17. Aug. 2015 by Marek
Time since the last release has passed quickly and here we are today providing you yet another release of our cool Retrospective Log Analyzer. Everybody knows that the devil is in the detail, thus in the 3.5.0 release we tried to polish small but significantly important details of our software. Let’s see what the new version can offer you so you’ll always be able to find your needle in a haystack of any kind of log data:
A broad extension of available search criteria covering not only text filtering such as regular expressions (regex) and wildcards but also time-based filtering allowing you to search your log data produced in the last hour or during the current day.
Flexible joining of time search criteria in a way that matches data to any of the formulated criteria. Previously you would be forced to run search several times looking for files from last week, yesterday and today. Now you can do it in a single search without needing to click around and switch between tabs.
User-friendly extension of the context diving that aids you in the quite common problem: “Ok I’ve found what I was looking for but now I want to know what happened just before it and just after it”.

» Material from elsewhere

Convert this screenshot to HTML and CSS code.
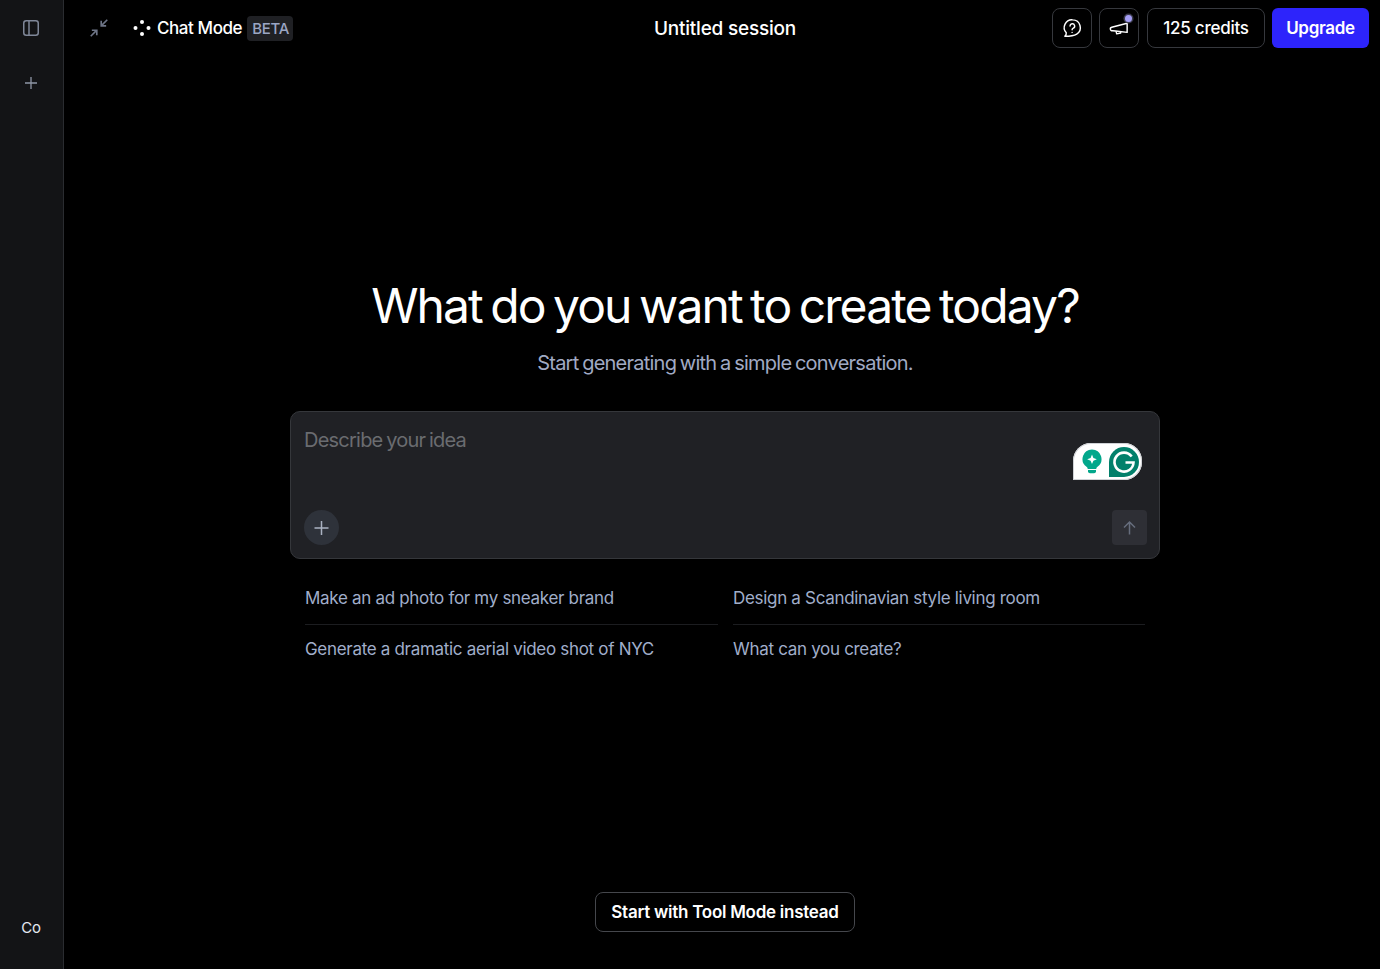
FILE: index.html
```html
<!DOCTYPE html>
<html lang="en">
<head>
<meta charset="utf-8">
<title>Chat Mode</title>
<link rel="stylesheet" href="styles.css">
</head>
<body>
<div class="app">
  <aside class="rail">
    <div class="rail-top">
      <button class="rail-btn" aria-label="Toggle sidebar">
        <svg width="20" height="20" viewBox="0 0 20 20" fill="none" stroke="#7f8798" stroke-width="1.5"><rect x="2.75" y="2.75" width="14.5" height="14.5" rx="2.5"/><path d="M8 2.75v14.5"/></svg>
      </button>
      <button class="rail-btn" aria-label="New">
        <svg width="16" height="16" viewBox="0 0 16 16" fill="none" stroke="#8f96a6" stroke-width="1.3"><path d="M8 2v12M2 8h12"/></svg>
      </button>
    </div>
    <div class="rail-user">Co</div>
  </aside>
  <main class="main">
    <header class="topbar">
      <div class="top-left">
        <button class="collapse" aria-label="Collapse">
          <svg width="22" height="22" viewBox="0 0 20 20" fill="none" stroke="#6d7486" stroke-width="1.5"><path d="M17.500 2.500 12 8M12 3.500V8h4.500M2.500 17.500 8 12M3.500 12H8v4.500"/></svg>
        </button>
        <svg class="dots" width="18" height="18" viewBox="0 0 18 18" fill="#fff"><circle cx="9" cy="2.900" r="2"/><circle cx="2.500" cy="9" r="2"/><circle cx="15.500" cy="9" r="2"/><circle cx="9" cy="15" r="2"/></svg>
        <span class="mode">Chat Mode</span>
        <span class="beta">BETA</span>
      </div>
      <div class="session">Untitled session</div>
      <div class="top-right">
        <button class="icon-btn" aria-label="Help">
          <svg width="22" height="22" viewBox="0 0 20 20" fill="none" stroke="#fff" stroke-width="1.300" stroke-linecap="round" stroke-linejoin="round"><path d="M10.600 2.600a7 7 0 0 1 3.700 12.900c-2.600 1.600-6.300 2-10.800 2 1-1 1.500-2.100 1.300-3.200a7 7 0 0 1 5.800-11.700Z"/><path d="M8.200 8.200a2.100 2.100 0 1 1 3 1.900c-.8.400-1.100.9-1.100 1.500"/><path d="M10.100 14h.01"/></svg>
        </button>
        <button class="icon-btn notify" aria-label="Announcements">
          <svg width="22" height="22" viewBox="0 0 20 20" fill="none" stroke="#fff" stroke-width="1.300" stroke-linejoin="round"><path d="M3.400 9.300 17.400 5.700v8.300L6.900 12.800 4.200 12.500a1.600 1.600 0 0 1-.8-3.200Z"/><path d="m7.300 12.800.6 2.500 3.700-.8-.3-1.400"/></svg>
          <span class="dot"></span>
        </button>
        <button class="credits">125 credits</button>
        <button class="upgrade">Upgrade</button>
      </div>
    </header>
    <section class="center">
      <h1>What do you want to create today?</h1>
      <p class="sub">Start generating with a simple conversation.</p>
      <div class="prompt">
        <div class="placeholder">Describe your idea</div>
        <div class="grammarly">
          <svg width="22" height="26" viewBox="0 0 22 26"><path fill="#02a78b" d="M11 .5a9.500 9.500 0 0 1 5.500 17.200c-.8.600-1.200 1.200-1.200 2.300H6.700c0-1.100-.4-1.700-1.200-2.300A9.500 9.500 0 0 1 11 .5Z"/><path fill="#fff" d="m11 5.500 1.400 3.400 3.400 1.400-3.400 1.400L11 15.100l-1.400-3.400-3.400-1.400 3.400-1.400Z"/><path fill="#02a78b" d="M7 21h8v1.200a2 2 0 0 1-2 2H9a2 2 0 0 1-2-2Z"/></svg>
          <svg width="30" height="30" viewBox="0 0 30 30"><path fill="#02806b" d="M15 0a15 15 0 0 1 0 30H0V15A15 15 0 0 1 15 0Z"/><path fill="none" stroke="#fff" stroke-width="2.600" d="M22.700 9.500A9.500 9.500 0 1 0 24.500 15.500H16.500"/></svg>
        </div>
        <div class="prompt-bar">
          <button class="add" aria-label="Add">
            <svg width="16" height="16" viewBox="0 0 16 16" fill="none" stroke="#aab2c2" stroke-width="1.500"><path d="M7.500 1v14M.5 8h14"/></svg>
          </button>
          <button class="send" aria-label="Send">
            <svg width="16" height="16" viewBox="0 0 16 16" fill="none" stroke="#666d7d" stroke-width="1.500"><path d="M7.500 14.500V2M2 7.500 7.500 2 13 7.500"/></svg>
          </button>
        </div>
      </div>
      <div class="suggestions">
        <div class="sugg">Make an ad photo for my sneaker brand</div>
        <div class="sugg">Design a Scandinavian style living room</div>
        <div class="sugg">Generate a dramatic aerial video shot of NYC</div>
        <div class="sugg">What can you create?</div>
      </div>
    </section>
    <footer class="foot">
      <button class="tool">Start with Tool Mode instead</button>
    </footer>
  </main>
</div>
</body>
</html>
```
FILE: styles.css
```css
* { box-sizing: border-box; }
html, body { margin: 0; height: 100%; background: #000; }
body { font-family: Inter, "Liberation Sans", sans-serif; color: #fff; overflow: hidden; }
button { font: inherit; color: inherit; background: none; border: 0; padding: 0; display: flex; align-items: center; justify-content: center; }
.app { display: flex; height: 969px; }
.rail { width: 64px; flex: none; background: #131416; border-right: 1px solid #2a2c30; display: flex; flex-direction: column; justify-content: space-between; align-items: center; padding: 8px 1px 21px 0; }
.rail-top { display: flex; flex-direction: column; gap: 15px; }
.rail-btn { width: 40px; height: 40px; }
.rail-user { font-size: 15px; line-height: 40px; height: 40px; color: #e4e8f0; letter-spacing: -.3px; }
.main { flex: 1; min-width: 0; display: flex; flex-direction: column; padding-left: 6px; }
.topbar { height: 56px; flex: none; display: grid; grid-template-columns: minmax(0, 1fr) auto minmax(0, 1fr); align-items: center; padding: 0 11px; }
.top-left { display: flex; align-items: center; margin-left: -11px; }
.collapse { width: 40px; height: 40px; margin-left: 9px; }
.dots { margin-left: 14px; }
.mode { margin-left: 6px; font-size: 17px; font-weight: 500; letter-spacing: -.42px; }
.beta { margin-left: 5px; height: 25px; padding: 0 4px 0 5px; border-radius: 4px; background: #1f2024; color: #9ba6c4; font-size: 15px; font-weight: 500; line-height: 25px; letter-spacing: -.3px; }
.session { font-size: 19px; font-weight: 500; letter-spacing: -.22px; text-align: center; }
.top-right { display: flex; justify-content: flex-end; gap: 7px; }
.icon-btn { position: relative; width: 40px; height: 40px; border: 1px solid #36383d; border-radius: 8px; }
.notify { margin-right: 1px; }
.dot { position: absolute; top: 6px; right: 6px; width: 7px; height: 7px; border-radius: 50%; background: #a49ef5; box-shadow: 0 0 0 1.5px #3a3a4a; }
.credits { height: 40px; width: 118px; border: 1px solid #36383d; border-radius: 8px; font-size: 17px; font-weight: 500; letter-spacing: -.24px; }
.upgrade { height: 40px; width: 97px; border-radius: 6px; background: #2d24fb; font-size: 17px; font-weight: 600; letter-spacing: -.3px; }
.center { flex: 1; display: flex; flex-direction: column; align-items: center; padding-top: 220px; }
h1 { margin: 0; font-size: 48px; line-height: 60px; font-weight: 400; letter-spacing: -1.9px; word-spacing: -3.200px; }
.sub { margin: 12px 0 0; font-size: 20px; line-height: 30px; color: #a0aac4; letter-spacing: -.76px; word-spacing: -1.200px; }
.prompt { position: relative; width: 870px; height: 148px; margin-top: 33px; background: #202125; border: 1px solid #35373b; border-radius: 10px; padding: 13px 12px 13px 13px; display: flex; flex-direction: column; justify-content: space-between; }
.placeholder { font-size: 20px; line-height: 30px; color: #6a6c70; letter-spacing: -.77px; word-spacing: -1.200px; }
.grammarly { position: absolute; top: 31px; right: 17px; width: 69px; height: 37px; background: #fff; border-radius: 18px 18px 18px 0; display: flex; align-items: center; justify-content: space-between; padding: 0 3px 0 8px; box-shadow: inset 0 0 0 1px #cfd2d6; }
.prompt-bar { display: flex; justify-content: space-between; align-items: center; }
.add { width: 35px; height: 35px; border-radius: 50%; background: #2e323a; }
.send { width: 35px; height: 35px; border-radius: 4px; background: #2e2f35; }
.suggestions { width: 840px; display: grid; grid-template-columns: 413px 412px; column-gap: 15px; margin-top: 14px; }
.sugg { height: 51px; font-size: 17px; line-height: 48px; color: #a0aeca; letter-spacing: -.31px; }
.sugg:nth-child(1), .sugg:nth-child(2) { height: 52px; line-height: 50px; border-bottom: 1px solid #1c1d20; }
.foot { flex: none; height: 77px; display: flex; justify-content: center; }
.tool { width: 260px; height: 40px; border: 1px solid #45474c; border-radius: 8px; font-size: 17px; font-weight: 600; letter-spacing: -.26px; }
```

Nice highlighting and formatting of Xml data appearing in the log files that allows you to understand and analyze any piece of Xml more easily than ever.
Full upgrade to Java 8 which is definitely not something easily noticeable but “under the hood” ensures that your machine is used as effectively as possible when doing intensive searching or monitoring. Besides, every geek knows that Java 8 is cool as hell which ideally suits the coolness of Retrospective.
Yes, yes, yes, nicely polished 3.5.0 makes quite an impression! Definitely, all those who are used to *NIX command line will joyfully embrace the extension of search criteria. Most of us speak English but System Administrators speak regex. Thus, support for regular expressions has been on our schedule for a while and now is finally brought to you in all its strength. It’s worth mentioning that when searching remote files, regex is completely evaluated on the remote server ensuring the best performance possible. In addition to regex, we provide support for simple wildcards: ? – representing any single character; * - representing any number of characters.
When it comes to context diving, it was already supported but was not very sophisticated. You could use it by selecting an entry and choosing from the context menu to open a new tab with some contextual time search criteria that could then be freely adjusted. Now, in addition to looking for data surrounding given log entry, you are able to search for:
log data produced since some time ago until the selected entry
log data produced since the selected entry until now
log data produced between two selected entries
All this searching can be performed either for: the whole, currently used profile; the single file to which selected entry is related; or a set of files to which selected entries are related. Moreover you are also now able to add time of selected row entry to the search criteria in the current tab which can often be handier than opening a new tab.
When it comes to less visible improvements provided by 3.5.0, then for sure it is worth mentioning the improvement of saturation-adaptation algorithm of connection handling. The algorithm was used to dynamically adjust the number of simultaneous connections to given host on basis of host behavior leading to optimal speed, resource consumption and robustness. Now the algorithm is smart enough to ensure early prevention of starvation situations (no free connection for handling new searching/monitoring) and reacts more predictably to the changes in host behavior. If, for example, host behaves fine, then you can be steadily confident that all the connections configured in maximum connection limit will be used. On the other hand, when sudden problems pop up, the number of connections shrinks to let the host catch some breath and deal with any other potential workload.
Similar improvement was implemented in the scope of Retrospective thread pools that are now equipped with inner elasticity so the application easily adjusts to the changing demands. So when you are doing a single lazy search then the number of threads, and thus effective resource consumption, will be a lot smaller than when doing intensive searching and monitoring in several tabs! Of course, when the intensive searching stops, then after some expiration period, threads that are not needed anymore are automatically terminated and some resources are given back to your OS … making it very happy of course.
We also fixed the little things, for example, “I want to monitor a directory but Retrospective does not allow me to do it because it’s empty”. A support for initially empty directory is now available for you. Also when the file was skipped from searching because of its modification time you could wonder what makes the results not appear in the result table. Now you are appropriately notified about skipping files performed in optimizations. We also improved the memory allocation and buffer handling so you can notice a smaller footprint of Retrospective especially when doing some searching. Finally, we have fixed a lot of bugs both on the UI side and on the Core side so … if they annoyed you, they are gone now, wandered away to green pastures – a proper place for all kind of bugs.
So there are bigger things and there are smaller things added to Retrospective making it better but for sure there are a lot of them and it makes checking out this shiny new release hard to resist… especially when you have a bunch of needles to find daily in different kinds of haystacks!